Multi-gpu programming

Are there special considerations that should be made, or other best pratices to observe, when using several GPUs?

My problem:
I have a computer with a GTX260 and a GTX295.
If I run kernels on all three of them, sooner, rather then later, I get a segfault, and the graphics freeze. One needs to ssh in and reboot get back up and running.
I can run on each card independently.
The general pattern is that the segfault appears to occur on the second card that finishes a kernel. Sometimes it works for several kernel executions, but mostly the problem shows up really quickly.

I’m trying to determine the cause of this.

Are you running on graphical environment?

luca

i have a similar problem, when i increase the size of data to be stored in GPU memory the graphical user interface crashes.

may be my GPU memory gets fully consumed.

Your Code Review ( i c u r already doing dat) should fix this.

@Calu
No, the computer in question does not run X, or other GUIs.

@Biebo
Even if your symptoms are similar, it doesn’t sound like the cause is the same, since I don’t run a gui.

@Sarnath
Yep, been at it for two days. Have no idea what’s up. I was hoping someone could help me in narrowing it down, since it only happens when I use several cards.

What is probably worth noting, is that I’m not really doing “multi-gpu” programming. I launch three seperate processes, and each one uses only one card.
Which has me very confused. I would have thought it absolutely impossible the processes to affect each other.

Just shooting wildly here:
When a unspecified launch error occurs, it’s always on the first memcpy device → host.
Does that ring a bell with anyone? Any suggestions on how to better locate the problem?

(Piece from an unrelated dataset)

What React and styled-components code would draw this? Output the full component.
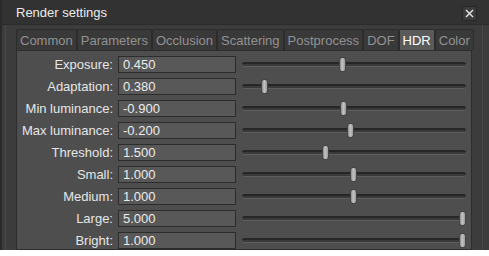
import React from "react";
import styled, { createGlobalStyle } from "styled-components";

const GlobalStyle = createGlobalStyle`
  html, body {
    margin: 0;
    padding: 0;
    background: #ffffff;
  }
  body {
    font-family: "Liberation Sans", Arial, sans-serif;
    font-size: 13px;
  }
`;

const Window = styled.div`
  width: 489px;
  height: 250px;
  overflow: hidden;
  background: #3c3c3c;
  border-left: 2px solid #2a2a2a;
  box-sizing: border-box;
  box-shadow: 0 3px 6px rgba(0, 0, 0, 0.55);
  display: flex;
  flex-direction: column;
`;

const TitleBar = styled.div`
  height: 24px;
  flex: none;
  display: flex;
  align-items: center;
  justify-content: space-between;
  padding: 0 12px 0 14px;
  background: #323232;
  border-bottom: 1px solid #2b2b2b;
  color: #ececec;
  font-size: 13px;
`;

const CloseButton = styled.div`
  width: 15px;
  height: 15px;
  margin-top: 3px;
  box-sizing: border-box;
  border: 1px solid #262626;
  border-radius: 2px;
  background: #3c3c3c;
  display: flex;
  align-items: center;
  justify-content: center;
`;

const Frame = styled.div`
  flex: 1;
  margin: 0 6px 0 3px;
  padding: 4px 10px 0 10px;
  border-left: 1px solid #4a4a4a;
  border-right: 1px solid #4a4a4a;
  display: flex;
  flex-direction: column;
`;

const TabBar = styled.div`
  display: flex;
  height: 21px;
  flex: none;
`;

const Tab = styled.div`
  padding: 0 3px;
  border: 1px solid #2c2c2c;
  border-bottom: none;
  border-radius: 2px 2px 0 0;
  background: ${(p) => (p.$active ? "#5a5a5a" : "#393939")};
  color: ${(p) => (p.$active ? "#ffffff" : "#929292")};
  display: flex;
  align-items: center;
  font-size: 13px;
`;

const Panel = styled.div`
  flex: 1;
  width: 456px;
  box-sizing: border-box;
  background: #4e4e4e;
  border: 1px solid #2d2d2d;
  padding: 5px 0 0 0;
  display: flex;
  flex-direction: column;
  gap: 5px;
`;

const Row = styled.div`
  display: flex;
  align-items: center;
  height: 17px;
`;

const Label = styled.div`
  width: 96px;
  margin-right: 5px;
  text-align: right;
  color: #e6e6e6;
  font-size: 13px;
`;

const Field = styled.div`
  width: 118px;
  height: 17px;
  margin-right: 6px;
  box-sizing: border-box;
  border: 1px solid #2c2c2c;
  background: #585858;
  color: #ececec;
  padding-left: 4px;
  display: flex;
  align-items: center;
  font-size: 13px;
`;

const Slider = styled.div`
  position: relative;
  width: 224px;
  height: 17px;
  display: flex;
  align-items: center;
`;

const Track = styled.div`
  width: 100%;
  height: 5px;
  box-sizing: border-box;
  border-radius: 3px;
  background: #3a3a3a;
  border-top: 2px solid #262626;
  border-bottom: 1px solid #5e5e5e;
`;

const Thumb = styled.div`
  position: absolute;
  top: 1px;
  left: ${(p) => p.$left}px;
  width: 7px;
  height: 15px;
  box-sizing: border-box;
  border-radius: 3px;
  border: 1px solid #444;
  background: linear-gradient(to right, #8a8a8a, #c4c4c4 45%, #9a9a9a);
`;

const tabs = [
  "Common",
  "Parameters",
  "Occlusion",
  "Scattering",
  "Postprocess",
  "DOF",
  "HDR",
  "Color",
];

const settings = [
  { label: "Exposure:", value: "0.450", pos: 97 },
  { label: "Adaptation:", value: "0.380", pos: 19 },
  { label: "Min luminance:", value: "-0.900", pos: 98 },
  { label: "Max luminance:", value: "-0.200", pos: 105 },
  { label: "Threshold:", value: "1.500", pos: 80 },
  { label: "Small:", value: "1.000", pos: 108 },
  { label: "Medium:", value: "1.000", pos: 108 },
  { label: "Large:", value: "5.000", pos: 217 },
  { label: "Bright:", value: "1.000", pos: 217 },
];

export default function App() {
  return (
    <>
      <GlobalStyle />
      <Window>
        <TitleBar>
          <span>Render settings</span>
          <CloseButton>
            <svg width="9" height="9" viewBox="0 0 9 9">
              <path
                d="M1 1 L8 8 M8 1 L1 8"
                stroke="#e8e8e8"
                strokeWidth="1.4"
                fill="none"
              />
            </svg>
          </CloseButton>
        </TitleBar>
        <Frame>
          <TabBar>
            {tabs.map((t) => (
              <Tab key={t} $active={t === "HDR"}>
                {t}
              </Tab>
            ))}
          </TabBar>
          <Panel>
            {settings.map((s) => (
              <Row key={s.label}>
                <Label>{s.label}</Label>
                <Field>{s.value}</Field>
                <Slider>
                  <Track />
                  <Thumb $left={s.pos} />
                </Slider>
              </Row>
            ))}
          </Panel>
        </Frame>
      </Window>
    </>
  );
}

Maybe you are running out of 5 seconds limit… Try to run outside graphical interface.

luca

Sounds to me like the GPU equivalent of a segfault. A unspecified launch error pretty much everytime means you are accessing memory outside of the allocated area, especially if it is reported on the first call after the kernel. You might want to try running your code through valgrind in emulation mode.